Saturday, 19 December 2009

And Now for Something Completely Different: Basel Fawlty?

Friday's Financial Times Lex Column had a comment under the title "Basel was faulty" which as you might guess coming in an "English" context reminded me of a long ago television series.

Is Basel II to blame for the financial crisis?

If there's no stop sign at the corner, do I just speed on through the intersection without looking for other traffic?

And, if I get hit, do I blame the lack of a stop sign or my own imprudence?

And perhaps equally as important, if I am the constable at the intersection, do I defer my own independent judgment to the traffic control signs that are present or not present?

And if there is an accident, do I blame the chap who did or didn't put up a sign?

Of course Basel II wasn't perfect.   Basel I wasn't either.  Regulators need to engage their brains in applying regulations.

There was a time when regulators would call their charges to admonish them, to warn them from  engaging in certain behavior when they saw something dangerous or stupid. 
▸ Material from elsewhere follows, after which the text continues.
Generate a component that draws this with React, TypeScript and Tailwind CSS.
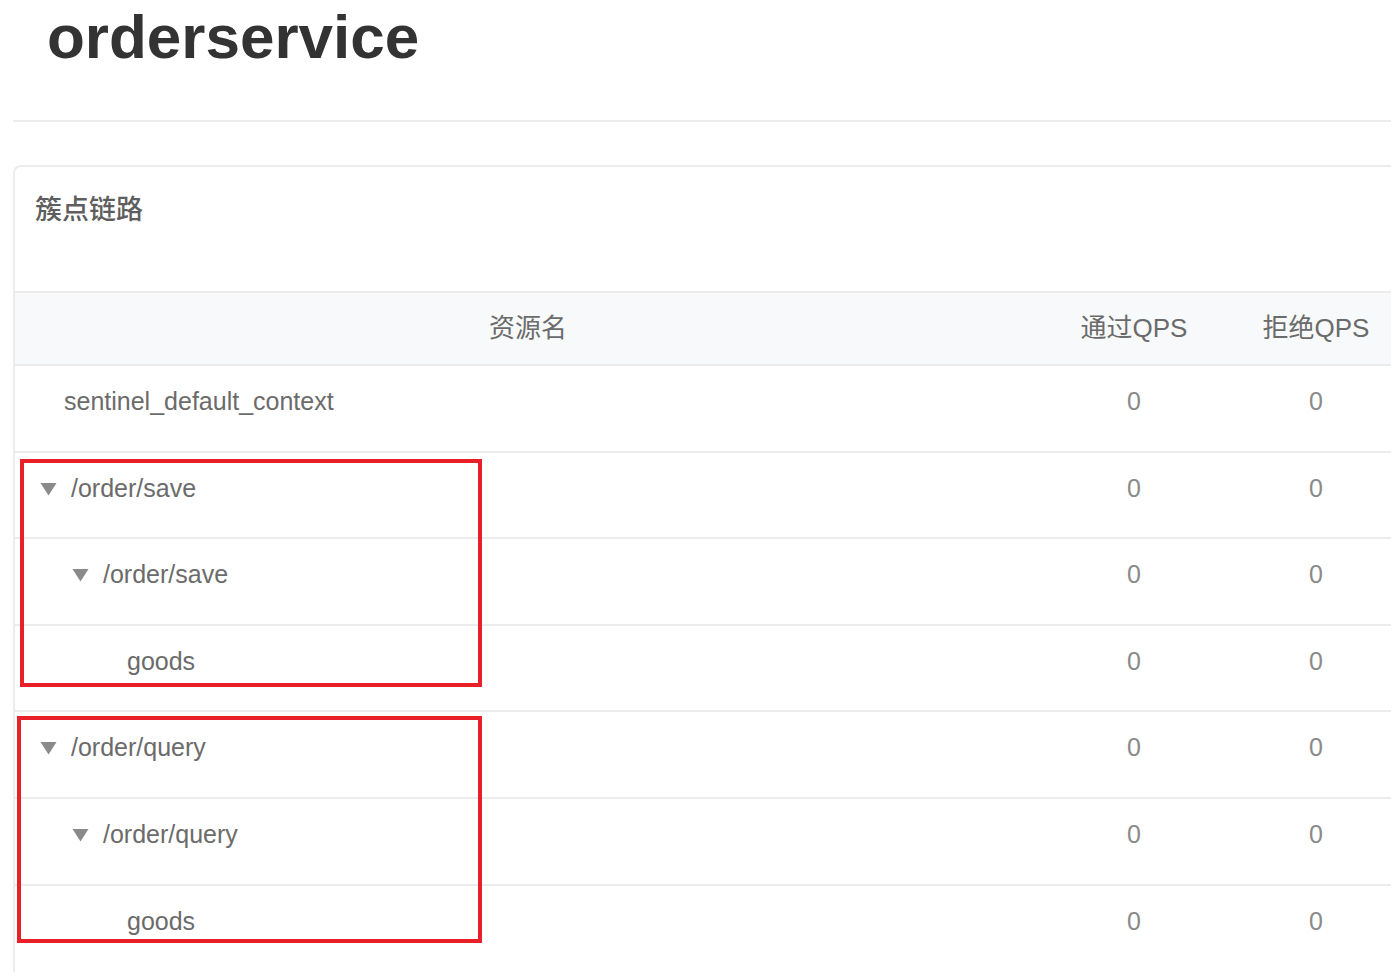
import React from "react";

interface Row {
  name: string;
  level: number;
  expandable: boolean;
  pass: number;
  block: number;
}

const rows: Row[] = [
  { name: "sentinel_default_context", level: 0, expandable: false, pass: 0, block: 0 },
  { name: "/order/save", level: 1, expandable: true, pass: 0, block: 0 },
  { name: "/order/save", level: 2, expandable: true, pass: 0, block: 0 },
  { name: "goods", level: 3, expandable: false, pass: 0, block: 0 },
  { name: "/order/query", level: 1, expandable: true, pass: 0, block: 0 },
  { name: "/order/query", level: 2, expandable: true, pass: 0, block: 0 },
  { name: "goods", level: 3, expandable: false, pass: 0, block: 0 },
];

const indent: Record<number, string> = {
  0: "pl-[49px]",
  1: "pl-[25px]",
  2: "pl-[57px]",
  3: "pl-[112px]",
};

const Caret = () => (
  <svg width="17" height="14" viewBox="0 0 17 14" className="shrink-0 mt-[2px]">
    <path d="M0.5 1 L16.5 1 L8.5 13.5 Z" fill="#8a8a8a" />
  </svg>
);

const TreeRow: React.FC<{ row: Row; last: boolean }> = ({ row, last }) => (
  <div
    className={`grid grid-cols-[1026px_186px_178px] h-[86.6px] text-[25px] leading-[30px] text-[#6b6b6b] ${
      last ? "" : "border-b-2 border-[#ececec]"
    }`}
  >
    <div className={`flex items-center gap-[14px] self-start pt-[20px] ${indent[row.level]}`}>
      {row.expandable && <Caret />}
      <span>{row.name}</span>
    </div>
    <div className="pt-[20px] text-center text-[#8a8a8a]">{row.pass}</div>
    <div className="pt-[20px] text-center text-[#8a8a8a]">{row.block}</div>
  </div>
);

export default function App() {
  return (
    <div className="w-[1397px] h-[978px] overflow-hidden bg-white font-['Liberation_Sans','Noto_Sans_CJK_SC',sans-serif]">
      <div className="pl-[13px] pr-[6px]">
        <div className="h-[122px] pl-[34px] border-b-2 border-[#ececec]">
          <h1 className="pt-[6px] text-[62px] leading-none font-bold text-[#333333]">orderservice</h1>
        </div>

        <div className="relative mt-[43px] border-l-2 border-t-2 border-[#ececec] rounded-tl-lg overflow-hidden">
          <div className="h-[124px] pl-[20px] pt-[21px]">
            <h3 className="text-[27px] leading-[40px] font-medium text-[#5e5e5e] font-['Noto_Sans_CJK_SC',sans-serif]">簇点链路</h3>
          </div>

          <div className="grid grid-cols-[1026px_186px_178px] h-[75px] items-center border-y-2 border-[#ececec] bg-[#f8f9fa] text-[26px] text-[#6b6b6b]">
            <div className="text-center">资源名</div>
            <div className="text-center">通过QPS</div>
            <div className="text-center">拒绝QPS</div>
          </div>

          {rows.map((row, i) => (
            <TreeRow key={i} row={row} last={i === rows.length - 1} />
          ))}

          <div className="absolute left-[5px] top-[292px] w-[462px] h-[228px] border-4 border-[#e8202a]"></div>
          <div className="absolute left-[2px] top-[549px] w-[465px] h-[227px] border-4 border-[#e8202a]"></div>
        </div>
      </div>
    </div>
  );
}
Long ago, the last real central banker the USA had, crushed speculation in the silver market by telephoning the CEO's of major US banks and telling them to stop financing speculation in the precious metals market.  He also then rang up the commodities exchange to "suggest" that they change their margin rules.  The combination of margin call and no access to additional financing deflated the silver bubble quite nicely.  All done without an explicit rule.  And some would argue with a bit of ultra vires in regard to the change of the margin rule.